Sri Lanka – the suffering continues


by Conor Foley    
July 7, 2009 at 7:05 pm

‘The latter stages of the war in Sri Lanka have been carefully choreographed and hidden from the outside world, with the voices of victims silenced through fear and insecurity.

There are allegations of war crimes, rape and torture, summary executions and prolonged bombardments by a government which, it is believed by human rights organisations, killed thousands of its own civilian citizens.

Al Jazeera has conducted its own investigation into the conflict and spoken to Tamils who have suffered and aid workers who have remained silent until now, revealing testimonies that call into question the version of events Sri Lanka’s government wants the world to believe.’

There is a link to the full article here and a vidoe report here The government’s response is here.

When I was working in Sri Lanka a few months ago it was very difficult to get news out about the situation, but everything in these reports matches what I saw and heard. For several months government forces repeatedly bombarded around 200,000 people crammed into an area the size of New York’s central park, creating the worst humanitarian crisis that I have ever witnessed in my life.

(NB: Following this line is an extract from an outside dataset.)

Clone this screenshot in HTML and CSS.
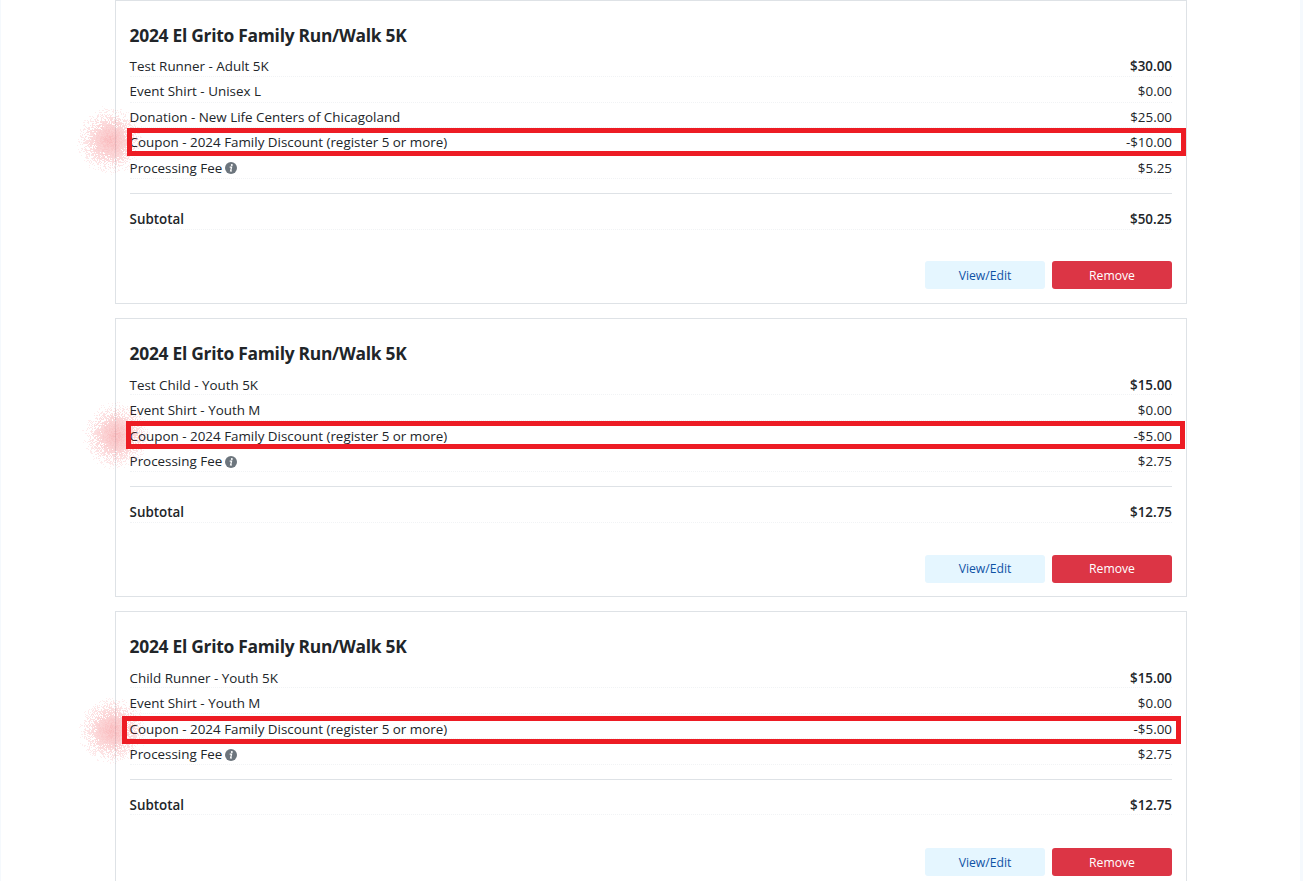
FILE: index.html
```html
<!DOCTYPE html>
<html lang="en">
<head>
    <meta charset="UTF-8">
    <meta name="viewport" content="width=device-width, initial-scale=1.0">
    <title>Cart</title>
    <link rel="stylesheet" href="styles.css">
</head>
<body>
    <svg class="sprite" aria-hidden="true">
        <symbol id="info" viewBox="0 0 12 12">
            <circle cx="6" cy="6" r="6" fill="#6c757d"/>
            <circle cx="6.8" cy="2.9" r="1" fill="#fff"/>
            <path d="M4.7 5.1H6.6L5.6 9H7" fill="none" stroke="#fff" stroke-width="1.2"/>
        </symbol>
    </svg>
    <main class="cart">
        <section class="card">
            <h2>2024 El Grito Family Run/Walk 5K</h2>
            <div class="row"><span>Test Runner - Adult 5K</span><span class="price strong">$30.00</span></div>
            <div class="row"><span>Event Shirt - Unisex L</span><span class="price">$0.00</span></div>
            <div class="row"><span>Donation - New Life Centers of Chicagoland</span><span class="price">$25.00</span></div>
            <div class="row"><span>Coupon - 2024 Family Discount (register 5 or more)</span><span class="price">-$10.00</span></div>
            <div class="row"><span>Processing Fee <svg class="info"><use href="#info"/></svg></span><span class="price">$5.25</span></div>
            <hr>
            <div class="row subtotal"><span>Subtotal</span><span class="price">$50.25</span></div>
            <div class="actions">
                <button class="btn btn-edit">View/Edit</button>
                <button class="btn btn-remove">Remove</button>
            </div>
        </section>
        <section class="card">
            <h2>2024 El Grito Family Run/Walk 5K</h2>
            <div class="row"><span>Test Child - Youth 5K</span><span class="price strong">$15.00</span></div>
            <div class="row"><span>Event Shirt - Youth M</span><span class="price">$0.00</span></div>
            <div class="row"><span>Coupon - 2024 Family Discount (register 5 or more)</span><span class="price">-$5.00</span></div>
            <div class="row"><span>Processing Fee <svg class="info"><use href="#info"/></svg></span><span class="price">$2.75</span></div>
            <hr>
            <div class="row subtotal"><span>Subtotal</span><span class="price">$12.75</span></div>
            <div class="actions">
                <button class="btn btn-edit">View/Edit</button>
                <button class="btn btn-remove">Remove</button>
            </div>
        </section>
        <section class="card">
            <h2>2024 El Grito Family Run/Walk 5K</h2>
            <div class="row"><span>Child Runner - Youth 5K</span><span class="price strong">$15.00</span></div>
            <div class="row"><span>Event Shirt - Youth M</span><span class="price">$0.00</span></div>
            <div class="row"><span>Coupon - 2024 Family Discount (register 5 or more)</span><span class="price">-$5.00</span></div>
            <div class="row"><span>Processing Fee <svg class="info"><use href="#info"/></svg></span><span class="price">$2.75</span></div>
            <hr>
            <div class="row subtotal"><span>Subtotal</span><span class="price">$12.75</span></div>
            <div class="actions">
                <button class="btn btn-edit">View/Edit</button>
                <button class="btn btn-remove">Remove</button>
            </div>
        </section>
    </main>

    <!-- Markers over the coupon lines -->
    <canvas class="spray spray-1" width="70" height="70"></canvas>
    <canvas class="spray spray-2" width="70" height="70"></canvas>
    <canvas class="spray spray-3" width="70" height="70"></canvas>
    <div class="marker marker-1"></div>
    <div class="marker marker-2"></div>
    <div class="marker marker-3"></div>

    <script src="script.js"></script>
</body>
</html>
```
FILE: styles.css
```css
* {
    box-sizing: border-box;
}
body {
    margin: 0;
    height: 881px;
    overflow: hidden;
    position: relative;
    background: #f5f9fd;
    color: #212529;
    font-family: "Open Sans", "Noto Sans", sans-serif;
    font-size: 13.4px;
}
.sprite {
    display: none;
}
.cart {
    width: 1299px;
    height: 881px;
    margin-left: 1px;
    padding: 0 114px;
    overflow: hidden;
    background: #fff;
    display: flex;
    flex-direction: column;
    gap: 14.4px;
}
.card {
    flex: none;
    width: 1072px;
    border: 1px solid #dee2e6;
    padding: 24px 14px 13.5px 13.6px;
}
h2 {
    margin: 0 0 5px;
    font-size: 17.4px;
    font-weight: 700;
    line-height: 21.5px;
    letter-spacing: -0.27px;
    white-space: nowrap;
}
.row {
    display: flex;
    justify-content: space-between;
    height: 25.5px;
    padding-top: 4px;
    line-height: 21px;
    border-bottom: 1px dotted #f1f3f5;
    white-space: nowrap;
}
.card + .card .row {
    padding-top: 4.8px;
}
.card + .card + .card .row {
    padding-top: 5.1px;
}
.card .row.subtotal,
.card + .card .row.subtotal {
    padding-top: 5px;
}
.strong,
.subtotal {
    font-weight: 600;
}
.info {
    width: 12px;
    height: 12px;
    margin-left: -1px;
    vertical-align: -1.5px;
}
hr {
    margin: 14.4px 0 10px;
    border: 0;
    border-top: 1px solid #dee2e6;
}
.actions {
    display: flex;
    justify-content: flex-end;
    gap: 7px;
    margin-top: 31.5px;
}
.card + .card {
    padding-bottom: 13px;
}
.card + .card .actions {
    margin-top: 32px;
}
.card + .card + .card .actions {
    margin-top: 32.6px;
}
.btn {
    width: 120px;
    height: 28px;
    padding: 0;
    border: 0;
    border-radius: 3px;
    font-family: inherit;
    font-size: 12.2px;
}
.btn-edit {
    background: #e5f6ff;
    color: #0f52a5;
}
.btn-remove {
    background: #dc3545;
    color: #fff;
}
.marker {
    position: absolute;
    width: 1059px;
    height: 28px;
    border: 5px solid #ed1c24;
}
.marker-1 {
    left: 127px;
    top: 128px;
}
.marker-2 {
    left: 126px;
    top: 421px;
}
.marker-3 {
    left: 122px;
    top: 716px;
}
.spray {
    position: absolute;
}
.spray-1 {
    left: 75px;
    top: 105px;
}
.spray-2 {
    left: 81px;
    top: 400px;
}
.spray-3 {
    left: 77px;
    top: 695px;
}
```
FILE: script.js
```js
// seeded so the speckles are the same on every load
let seed = 7;
function rand() {
    seed = (seed * 16807) % 2147483647;
    return seed / 2147483647;
}

document.querySelectorAll('.spray').forEach((canvas) => {
    const ctx = canvas.getContext('2d');
    for (let y = 0; y < 70; y++) {
        for (let x = 0; x < 70; x++) {
            const d = Math.hypot(x - 35, y - 35) / 35;
            if (d < 1 && rand() < 1.6 * (1 - d)) {
                ctx.fillStyle = `rgba(237, 28, 36, ${0.06 + 0.22 * (1 - d) * (0.8 + 0.4 * rand())})`;
                ctx.fillRect(x, y, 1, 1);
            }
        }
    }
});
```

There are now up to a quarter of a million people being held in what can best be described as concentration camps. China and Russia have blocked attempts by the UN Security Council to put pressure on the Sri Lankan government to close the camps – which are taking on an increasing air of permanence. Unfortunately, the non-aligned group of countries, led by Brazil, have also accepted the principle of ‘non-interference’ in Sri Lanka’s internal affairs.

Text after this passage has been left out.